Posted on May 7, 2015
Speaker Jim Wright of Texas.jpg

"Speaker Jim Wright of Texas" by Photographer not credited. - Image courtesy of Office of the Clerk, U.S. House of Representatives. Via Office of the Clerk, U.S. House of Representatives website at [1]. Licensed under Public Domain via Wikimedia Commons.

Jim Wright left a mark.

I came to Washington to work for House Republican Leader Bob Michel in September of 1989, about four months after the Texas Democrat stepped down in disgrace.

Wright had run roughshod over the House Minority, radicalizing Members like Dick Cheney, and empowering bomb-throwers like Newt Gingrich.

The future House Speaker was strangely inspired by the Speaker he successfully deposed. He too would be brought down by a passion to sell books. He too would marry a Congressional staffer. He too would try to elevate the power of the House to be on par with the Executive Branch.

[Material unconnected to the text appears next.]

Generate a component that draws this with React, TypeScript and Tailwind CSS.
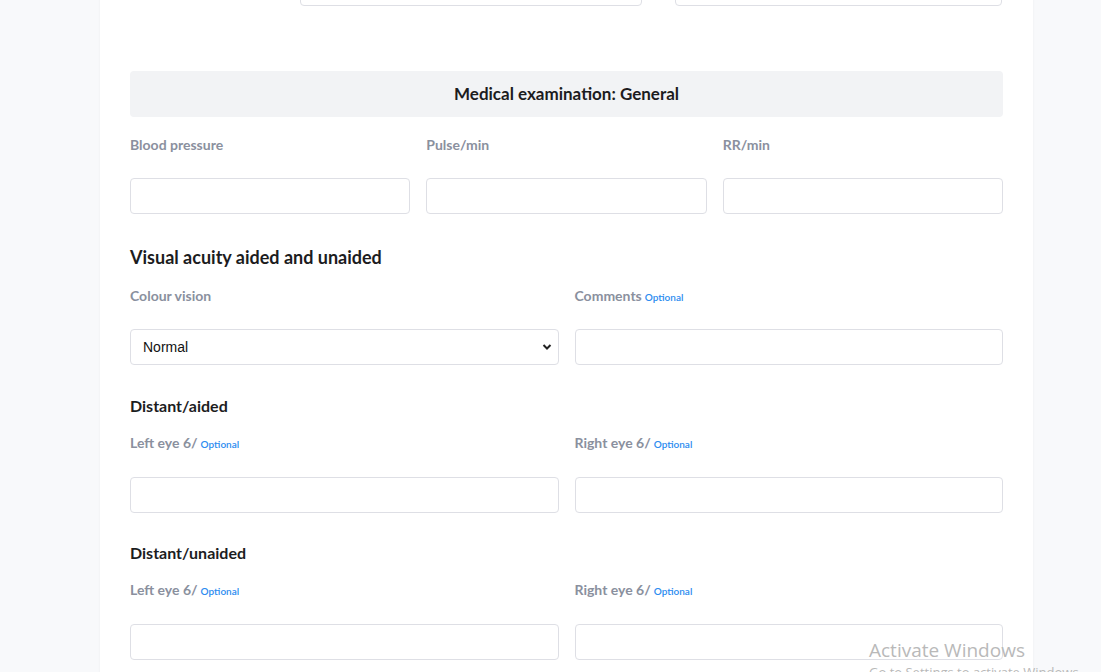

Wright left in his wake a much more partisan House of Representatives. The cannibalism that he had hoped to quell with his resignation only grew worse.  After Wright fell, the House Bank scandal blew up, ending the careers of dozens of long-term denizens of lower chamber.   Dan Rostenkowski would fall in the seminal election of 1994, and then be sent to jail for his misdeeds, which chiefly centered on petty thievery.

The House would become fixated on playing gotcha rather than getting things done for the American people.

It’s worth noting that Jim Wright was a Southern Democrat, a Southern White Democrat.   White Southern Democrats made up a significant voting block when I first came to the Hill. Jake Pickle, who had worked for Lyndon Johnson. Bill Natcher, a Kentucky Democrat and long-time Appropriations Subcommittee Chairman of Labor, Health and Human Services, and the man who held the record for the longest continuous voting streak in the history of the House. Jack Brook, the Chairman of the Judiciary Committee, who would lose his seat when he passed Bill Clinton’s gun control legislation in 1994. Jamie Whitten, the legendary and long-time Chairman of the House Appropriations Committee, a man who spoke such garbled English that nobody could understand him.

When I came to the House in 1989, all of these folks were still in power, all except for Jim Wright. And soon, they would follow him in retirement, or they would soon die in office.

I remember the day that Natcher was rolled out onto the House floor in a hospital bed to make his 9 millionth vote in a row. He would counsel his new colleagues to miss a few votes early on so they wouldn’t be stuck with the burden of the streak.   The streak weighed heavily on his mind.

Redistricting would change the face of the House. Districts were drawn to make Republican districts more Republican and Democratic districts more Democratic. And that largely meant that the Republican districts got whiter and the Democratic districts got blacker.

The solid south would change from Democrat to Republican, and the House as an institution would become more and more partisan.   It was once unimaginable that the GOP would dominate the House. Now it is unimaginable that they won’t.

When I worked for Speaker Hastert, he gathered Jim Wright, Newt Gingrich, Tom Foley and Bob Michel into his office after a conference marking the centenary of Joe Cannon.   At that conference, Hastert gave advice on how to run the House. It was there that he advised that a House Speaker aught not to offend a majority of his majority, a statement that would later be misused by the media and named the “Hastert” rule.

Those former Speakers (and one Minority Leader) weren’t talking about the Hastert rule in H-230 on that day. They were talking about their ownexperiences, their own memories, and their own insights into the House as an institution.

Even back then, Jim Wright wasn’t in the best of health. Cancer had taken away a part of his jaw, and some of his tongue.   But he was game for the discussion and it was fun to watch him and Newt, once bitter rivals, sit together and talk about the history they made.

Wright left his mark on the House of Represenatives. Of that, there can be no doubt.